Offshore yuan drops most in a week after Trump says tariffs on another US$200b of Chinese exports in pipeline

PUBLISHED : Wednesday, 11 July, 2018, 9:43am
UPDATED : Wednesday, 11 July, 2018, 10:53pm

The offshore yuan fell by the most in over a week on Wednesday, after US President Donald Trump raised the stakes in the ongoing trade war with China, saying he would impose tariffs on another US$200 billion worth of Chinese exports.

Washington’s decision to impose the extra tariffs came after efforts to negotiate a solution to the trade dispute failed, senior US administration officials said on Tuesday.

Trump released a wide-ranging list of Chinese goods the US proposes be hit with the new tariffs, including hundreds of food products, tobacco, coal, chemicals, tyres, dog and cat food, consumer electronics and television components. The list has not been finalised, with the consultation ending on August 30 and the tariffs expected to go into effect in September.

Both countries fired their first salvoes in the trade war last Friday, imposing tariffs on US$34 billion worth of goods. The latest moves by Trump added to expectations that the US-China trade tensions were likely to escalate ahead of US midterm elections in November.

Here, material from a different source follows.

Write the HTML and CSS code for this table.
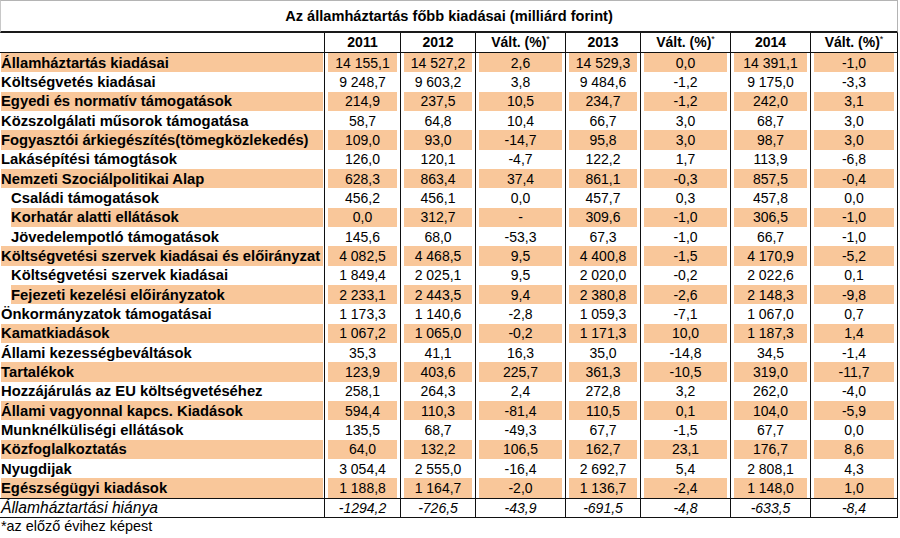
FILE: index.html
```html
<!DOCTYPE html>
<html lang="hu">
<head>
<meta charset="utf-8">
<title>Az államháztartás főbb kiadásai</title>
<link rel="stylesheet" href="styles.css">
</head>
<body>
<div class="sheet">
  <div class="title">Az államháztartás főbb kiadásai (milliárd forint)</div>
  <table class="grid">
    <colgroup>
      <col class="c-label"><col class="c-y1"><col class="c-y2"><col class="c-ch1"><col class="c-y3"><col class="c-ch2"><col class="c-y4"><col class="c-ch3">
    </colgroup>
    <thead>
      <tr>
        <th class="lab"></th><th>2011</th><th>2012</th><th>Vált. (%)<sup>*</sup></th><th>2013</th><th>Vált. (%)<sup>*</sup></th><th>2014</th><th class="last">Vált. (%)<sup>*</sup></th>
      </tr>
    </thead>
    <tbody>
      <tr class="o"><td class="lab">Államháztartás kiadásai</td><td>14 155,1</td><td>14 527,2</td><td>2,6</td><td>14 529,3</td><td>0,0</td><td>14 391,1</td><td class="last">-1,0</td></tr>
      <tr><td class="lab">Költségvetés kiadásai</td><td>9 248,7</td><td>9 603,2</td><td>3,8</td><td>9 484,6</td><td>-1,2</td><td>9 175,0</td><td class="last">-3,3</td></tr>
      <tr class="o"><td class="lab">Egyedi és normatív támogatások</td><td>214,9</td><td>237,5</td><td>10,5</td><td>234,7</td><td>-1,2</td><td>242,0</td><td class="last">3,1</td></tr>
      <tr><td class="lab">Közszolgálati műsorok támogatása</td><td>58,7</td><td>64,8</td><td>10,4</td><td>66,7</td><td>3,0</td><td>68,7</td><td class="last">3,0</td></tr>
      <tr class="o"><td class="lab">Fogyasztói árkiegészítés(tömegközlekedés)</td><td>109,0</td><td>93,0</td><td>-14,7</td><td>95,8</td><td>3,0</td><td>98,7</td><td class="last">3,0</td></tr>
      <tr><td class="lab">Lakásépítési támogtások</td><td>126,0</td><td>120,1</td><td>-4,7</td><td>122,2</td><td>1,7</td><td>113,9</td><td class="last">-6,8</td></tr>
      <tr class="o"><td class="lab">Nemzeti Szociálpolitikai Alap</td><td>628,3</td><td>863,4</td><td>37,4</td><td>861,1</td><td>-0,3</td><td>857,5</td><td class="last">-0,4</td></tr>
      <tr><td class="lab sub">Családi támogatások</td><td>456,2</td><td>456,1</td><td>0,0</td><td>457,7</td><td>0,3</td><td>457,8</td><td class="last">0,0</td></tr>
      <tr class="o"><td class="lab sub">Korhatár alatti ellátások</td><td>0,0</td><td>312,7</td><td>-</td><td>309,6</td><td>-1,0</td><td>306,5</td><td class="last">-1,0</td></tr>
      <tr><td class="lab sub">Jövedelempotló támogatások</td><td>145,6</td><td>68,0</td><td>-53,3</td><td>67,3</td><td>-1,0</td><td>66,7</td><td class="last">-1,0</td></tr>
      <tr class="o"><td class="lab">Költségvetési szervek kiadásai és előirányzat</td><td>4 082,5</td><td>4 468,5</td><td>9,5</td><td>4 400,8</td><td>-1,5</td><td>4 170,9</td><td class="last">-5,2</td></tr>
      <tr><td class="lab sub">Költségvetési szervek kiadásai</td><td>1 849,4</td><td>2 025,1</td><td>9,5</td><td>2 020,0</td><td>-0,2</td><td>2 022,6</td><td class="last">0,1</td></tr>
      <tr class="o"><td class="lab sub">Fejezeti kezelési előirányzatok</td><td>2 233,1</td><td>2 443,5</td><td>9,4</td><td>2 380,8</td><td>-2,6</td><td>2 148,3</td><td class="last">-9,8</td></tr>
      <tr><td class="lab">Önkormányzatok támogatásai</td><td>1 173,3</td><td>1 140,6</td><td>-2,8</td><td>1 059,3</td><td>-7,1</td><td>1 067,0</td><td class="last">0,7</td></tr>
      <tr class="o"><td class="lab">Kamatkiadások</td><td>1 067,2</td><td>1 065,0</td><td>-0,2</td><td>1 171,3</td><td>10,0</td><td>1 187,3</td><td class="last">1,4</td></tr>
      <tr><td class="lab">Állami kezességbeváltások</td><td>35,3</td><td>41,1</td><td>16,3</td><td>35,0</td><td>-14,8</td><td>34,5</td><td class="last">-1,4</td></tr>
      <tr class="o"><td class="lab">Tartalékok</td><td>123,9</td><td>403,6</td><td>225,7</td><td>361,3</td><td>-10,5</td><td>319,0</td><td class="last">-11,7</td></tr>
      <tr><td class="lab">Hozzájárulás az EU költségvetéséhez</td><td>258,1</td><td>264,3</td><td>2,4</td><td>272,8</td><td>3,2</td><td>262,0</td><td class="last">-4,0</td></tr>
      <tr class="o"><td class="lab">Állami vagyonnal kapcs. Kiadások</td><td>594,4</td><td>110,3</td><td>-81,4</td><td>110,5</td><td>0,1</td><td>104,0</td><td class="last">-5,9</td></tr>
      <tr><td class="lab">Munknélküliségi ellátások</td><td>135,5</td><td>68,7</td><td>-49,3</td><td>67,7</td><td>-1,5</td><td>67,7</td><td class="last">0,0</td></tr>
      <tr class="o"><td class="lab">Közfoglalkoztatás</td><td>64,0</td><td>132,2</td><td>106,5</td><td>162,7</td><td>23,1</td><td>176,7</td><td class="last">8,6</td></tr>
      <tr><td class="lab">Nyugdijak</td><td>3 054,4</td><td>2 555,0</td><td>-16,4</td><td>2 692,7</td><td>5,4</td><td>2 808,1</td><td class="last">4,3</td></tr>
      <tr class="o"><td class="lab">Egészségügyi kiadások</td><td>1 188,8</td><td>1 164,7</td><td>-2,0</td><td>1 136,7</td><td>-2,4</td><td>1 148,0</td><td class="last">1,0</td></tr>
      <tr class="total"><td class="lab">Államháztartási hiánya</td><td>-1294,2</td><td>-726,5</td><td>-43,9</td><td>-691,5</td><td>-4,8</td><td>-633,5</td><td class="last">-8,4</td></tr>
    </tbody>
  </table>
  <div class="note">*az előző évihez képest</div>
</div>
</body>
</html>
```
FILE: styles.css
```css
html, body {
  margin: 0;
  padding: 0;
  background: #ffffff;
}
body {
  font-family: "Liberation Sans", Arial, sans-serif;
  color: #000;
}
.sheet {
  width: 898px;
}
.title {
  box-sizing: border-box;
  height: 33px;
  border-top: 1px solid #b4b4b4;
  border-left: 1px solid #c8c8c8;
  border-right: 1px solid #b4b4b4;
  border-bottom: 2px solid #1a1a1a;
  font-weight: bold;
  font-size: 14.6px;
  line-height: 30px;
  text-align: center;
}
.grid {
  width: 898px;
  table-layout: fixed;
  border-collapse: separate;
  border-spacing: 0;
}
.c-label { width: 324px; }
.c-y1 { width: 76px; }
.c-y2 { width: 75px; }
.c-ch1 { width: 90px; }
.c-y3 { width: 75px; }
.c-ch2 { width: 90px; }
.c-y4 { width: 80px; }
.c-ch3 { width: 88px; }

.grid th, .grid td {
  padding: 0 3px;
  border-left: 1px solid #111;
  text-align: center;
  white-space: nowrap;
  overflow: hidden;
  background-clip: content-box;
  vertical-align: middle;
}
.grid th {
  height: 19px;
  font-weight: bold;
  font-size: 14px;
  border-bottom: 1px solid #111;
  line-height: 19px;
}
.grid th sup {
  font-size: 9px;
  font-weight: normal;
  vertical-align: 5px;
  line-height: 0;
}
.grid td {
  height: 19.33px;
  font-size: 14px;
  line-height: 18px;
}
.grid .lab {
  border-left: none;
  text-align: left;
  padding: 0 1px 0 1px;
  font-weight: bold;
  font-size: 14.8px;
  text-overflow: clip;
}
.grid .lab.sub {
  padding-left: 11px;
}
.grid .last {
  border-right: 1px solid #111;
}
.grid tr.o td {
  background-color: #f9c79a;
}
.grid tr.total td {
  font-style: italic;
  border-top: 1px solid #111;
  border-bottom: 1px solid #111;
  height: 17px;
}
.grid tr.total td.lab {
  font-weight: normal;
  font-size: 15.6px;
}
.note {
  font-size: 14.4px;
  line-height: 17px;
  padding-left: 1px;
}
```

The offshore yuan, which is traded outside mainland China, was changing hands at 6.6946 per US dollar, falling 0.66 per cent by 5.40pm on Wednesday. It is set for its biggest daily drop in over a week and is fast approaching the 11-month low of 6.7332 hit last Tuesday. The onshore yuan was down by 0.59 per cent to 6.6730 against the dollar.

“With China importing [goods worth] only US$162 billion from the US in the 12 months ending May, markets will be anxiously awaiting China’s response,” said DBS Bank strategist Duncan Tan.

Analysts suggested China could move beyond targeting imports of US goods. Other retaliation could include targeting high-end US services in law and accounting.

Iris Pang, Economist for Greater China at ING Bank, said China could also limit tourist visits to the US, which brought in business worth US$115 billion in 2017.

Comments from the People’s Bank of China last week suggested it would avoid using the yuan as a weapon in the trade conflict with the US.

Reports of suspected intervention, with some major Chinese banks selling the US dollar when the yuan slid past 6.70 per US dollar, also fuelled speculation the PBOC would probably draw a line in the sand to defend the currency at that level.

Last month, the yuan lost 3.28 per cent of its value against the US dollar, marking its biggest monthly decline since 1994, when China pegged the currency to the US dollar.